In recent developments in metal finishing techniques, the phosphating formulations are modified by incorporation of additives like nickel and/or manganese ions to suit the needs of the electrophoretic paint finishing (Sankara Narayanan, 1996b). It has been observed that the inclusion of manganese and nickel ions in zinc phosphating bath causes the refinement of the crystal size and improvement of the corrosion resistance of the resultant phosphating coating. Other additives such as calcium modified zinc phosphating lead to the reduction in grain size and the improvement in compactness of the coating and corrosion resistance. Moreover, such modification results in the development of trication phosphating bath as an alternative to the recent conventional phosphating processes in metal finishing (Sankara Narayanan, 1996a).

Such a “trication phosphating”, low zinc phosphating with additional manganese and nickel ions, with immersion processing is selected as a case study. In this phosphating solution, products such as Zn(II), Ni(II), Mn(II), phosphoric acid, oxidation agents like chlorate (${{\text{ClO}}_3}^{-}$) and chloride (${\text{Cl}}^{-}$) ions are to be found (Brouwer, 1999).

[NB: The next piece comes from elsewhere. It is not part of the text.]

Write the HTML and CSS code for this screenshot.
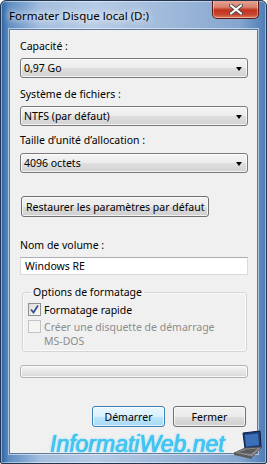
FILE: index.html
```html
<!DOCTYPE html>
<html lang="fr">
<head>
    <meta charset="UTF-8">
    <meta name="viewport" content="width=device-width, initial-scale=1.0">
    <title>Formater Disque local (D:)</title>
    <link rel="stylesheet" href="styles.css">
</head>
<body>

    <div class="window">
        <div class="titlebar">
            <span class="title">Formater Disque local (D:)</span>
            <button class="close">
                <svg width="14" height="11" viewBox="0 0 14 11">
                    <path d="M2 1.5 L12 9.5 M12 1.5 L2 9.5" stroke="#4b4b4b" stroke-width="4" stroke-linecap="round"/>
                    <path d="M2 1.5 L12 9.5 M12 1.5 L2 9.5" stroke="#fff" stroke-width="2.2" stroke-linecap="round"/>
                </svg>
            </button>
        </div>

        <div class="panel">
            <label class="lbl first">Capacité :</label>
            <div class="combo"><span>0,97 Go</span><i class="arrow"></i></div>

            <label class="lbl second">Système de fichiers :</label>
            <div class="combo"><span>NTFS (par défaut)</span><i class="arrow"></i></div>

            <label class="lbl third">Taille d’unité d’allocation :</label>
            <div class="combo"><span>4096 octets</span><i class="arrow"></i></div>

            <button class="btn restore">Restaurer les paramètres par défaut</button>

            <label class="lbl volume">Nom de volume :</label>
            <div class="textbox">Windows RE</div>

            <fieldset class="group">
                <legend>Options de formatage</legend>
                <div class="check">
                    <span class="box checked">
                        <svg width="11" height="11" viewBox="0 0 11 11">
                            <path d="M2 5.5 L4.5 8.5 L9 1.5" fill="none" stroke="#3b4f8a" stroke-width="1.8"/>
                        </svg>
                    </span>
                    <span>Formatage rapide</span>
                </div>
                <div class="check disabled">
                    <span class="box"></span>
                    <span>Créer une disquette de démarrage<br>MS-DOS</span>
                </div>
            </fieldset>

            <div class="progress"></div>

            <div class="actions">
                <button class="btn default">Démarrer</button>
                <button class="btn">Fermer</button>
            </div>
        </div>

        <div class="watermark">InformatiWeb.net</div>
        <svg class="laptop" width="30" height="30" viewBox="0 0 30 30">
            <polygon points="10,3 27,1 28,17 12,19" fill="#1d3f7a" stroke="#0c1f40" stroke-width="1"/>
            <polygon points="12,5 25,3.5 26,15 13,16.5" fill="#3d6fb8"/>
            <polygon points="1,23 12,18 29,17 19,27" fill="#8c8c8c" stroke="#4a4a4a" stroke-width="0.8"/>
            <polygon points="5,22.5 13,19.5 25,18.5 18,24" fill="#5c5c5c"/>
            <polygon points="1,23 19,27 19,29 1,25" fill="#5a5a5a"/>
        </svg>
    </div>

</body>
</html>
```

FILE: styles.css
```css
body {
    margin: 0;
    font-family: 'Noto Sans', sans-serif;
    font-size: 10.5px;
    color: #000;
    background-color: #fff;
}
.window {
    position: relative;
    width: 267px;
    height: 464px;
    box-sizing: border-box;
    padding: 0 8px 9px 8px;
    display: flex;
    flex-direction: column;
    border: 1px solid #24364f;
    border-radius: 6px 6px 2px 2px;
    background: linear-gradient(to right, #2a62a2 0, #5f8dc2 3%, #a3bedf 15%, #b7cce5 35%, #9db8d9 65%, #86a6cf 90%, #4d7db5 100%);
    box-shadow: inset 0 0 0 1px rgba(255, 255, 255, 0.45);
    overflow: hidden;
}
.titlebar {
    height: 28px;
    display: flex;
    justify-content: space-between;
    align-items: flex-start;
    flex-shrink: 0;
}
.title {
    font-size: 11.5px;
    padding-top: 7px;
    text-shadow: 0 0 6px #fff, 0 0 10px #fff;
}
.close {
    width: 47px;
    height: 19px;
    margin-right: -1px;
    margin-top: -1px;
    padding: 0;
    border: 1px solid #5a1a14;
    border-top: none;
    border-radius: 0 0 5px 5px;
    background: linear-gradient(#e8a999 0, #d8816e 40%, #c2321f 55%, #c6432d 80%, #e07a5c 100%);
    box-shadow: inset 0 0 0 1px rgba(255, 255, 255, 0.4);
    display: flex;
    align-items: center;
    justify-content: center;
}
.panel {
    flex: 1;
    background-color: #f0f0f0;
    border: 1px solid #5f7b9c;
    padding: 0 9px 0 10px;
    display: flex;
    flex-direction: column;
    align-items: stretch;
    box-shadow: 0 0 0 1px rgba(255, 255, 255, 0.5);
}
.lbl {
    line-height: 15px;
    height: 15px;
    margin-bottom: 4px;
}
.lbl.first {
    margin-top: 9px;
}
.lbl.second {
    margin-top: 9px;
}
.lbl.third {
    margin-top: 7px;
    margin-bottom: 5px;
}
.lbl.volume {
    margin-top: 21px;
}
.combo {
    height: 20px;
    box-sizing: border-box;
    border: 1px solid #7a7a7a;
    border-radius: 3px;
    background: linear-gradient(#f4f4f4 0, #ececec 50%, #dfdfdf 51%, #d2d2d2 100%);
    box-shadow: inset 0 0 0 1px rgba(255, 255, 255, 0.7);
    display: flex;
    align-items: center;
    justify-content: space-between;
    padding: 0 5px 0 3px;
}
.arrow {
    width: 0;
    height: 0;
    border-left: 3.5px solid transparent;
    border-right: 3.5px solid transparent;
    border-top: 4px solid #000;
    margin-top: 1px;
}
.btn {
    font-family: inherit;
    font-size: 10.5px;
    color: #000;
    height: 21px;
    padding: 0 4px;
    border: 1px solid #707070;
    border-radius: 3px;
    background: linear-gradient(#f2f2f2 0, #ebebeb 50%, #dddddd 51%, #cfcfcf 100%);
    box-shadow: inset 0 0 0 1px rgba(255, 255, 255, 0.7);
}
.restore {
    align-self: flex-start;
    margin-top: 23px;
    margin-left: 1px;
}
.textbox {
    height: 18px;
    box-sizing: border-box;
    background-color: #fff;
    border: 1px solid #dadada;
    border-top-color: #abadb3;
    padding: 0 4px;
    line-height: 16px;
}
.group {
    margin: 10px 1px 0 2px;
    padding: 1px 4px 3px 5px;
    border: 1px solid #d5d5d5;
    border-radius: 3px;
    box-shadow: inset 0 0 0 1px #fafafa;
    min-width: 0;
}
.group legend {
    padding: 0 2px;
    margin-left: 3px;
    line-height: 15px;
}
.check {
    display: flex;
    align-items: flex-start;
    gap: 3px;
    line-height: 14px;
    margin-top: 2px;
}
.check + .check {
    margin-top: 3px;
}
.box {
    width: 13px;
    height: 13px;
    box-sizing: border-box;
    border: 1px solid #8e8f8f;
    background: linear-gradient(135deg, #dcdcdc, #fbfbfb);
    display: flex;
    align-items: center;
    justify-content: center;
    flex-shrink: 0;
}
.disabled {
    color: #8d8d8d;
}
.disabled .box {
    border-color: #c4c4c4;
    background: #f4f4f4;
}
.progress {
    margin-top: 13px;
    height: 13px;
    box-sizing: border-box;
    border: 1px solid #b2b2b2;
    border-radius: 3px;
    background: linear-gradient(#f5f5f5 0, #e6e6e6 50%, #d8d8d8 100%);
    box-shadow: inset 0 0 0 1px rgba(255, 255, 255, 0.8);
}
.actions {
    margin-top: 28px;
    margin-right: 2px;
    display: flex;
    justify-content: flex-end;
    gap: 8px;
}
.actions .btn {
    width: 73px;
}
.btn.default {
    border-color: #3c7fb1;
    background: linear-gradient(#eaf6fd 0, #d9f0fc 50%, #bee6fd 51%, #a7d9f5 100%);
}
.watermark {
    position: absolute;
    left: 49px;
    top: 430px;
    font-family: 'Liberation Sans', Arial, sans-serif;
    font-style: italic;
    font-size: 23px;
    color: #3ccaf8;
    text-shadow: 0 0 1px #1a86c9, 0 0 3px #9be6ff;
}
.laptop {
    position: absolute;
    right: 3px;
    bottom: 3px;
}
```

In its current form, the considered process consists of an immersion zinc phosphating bath followed by three rinsing stages and a precipitation unit for metal ions (Zn, Ni etc.). Rinsing stages generate wastewater containing additives and their degradation products at relevant concentrations [mg/l] like ${\text{Zn}}^{2+}$: 115; ${\text{Ni}}^{2+}$: 57; ${\text{Mn}}^{2+}$: 59; ${\text{Na}}^{+}$: 430; ${{\text{H}}_2{\text{PO}}_4}^{-}$: 1500; ${{\text{ClO}}_3}^{-}$: 200; ${\text{Cl}}^{-}$: 300. Also for the precipitation stage there is great amounts of chemical consumption.

For a more sustainable phosphating process, the common rinsing system could be substituted with zero-water discharge reuse and recovery network (RRN) introduced by Thöming (2002). Since the zero-water discharge RRN are energy intensive, the aim of this work is to find a method to identify optimal process design with respect to wastewater production, energy demand and cost which leads to ECO-reuse and recovery networks (ECO-RRN).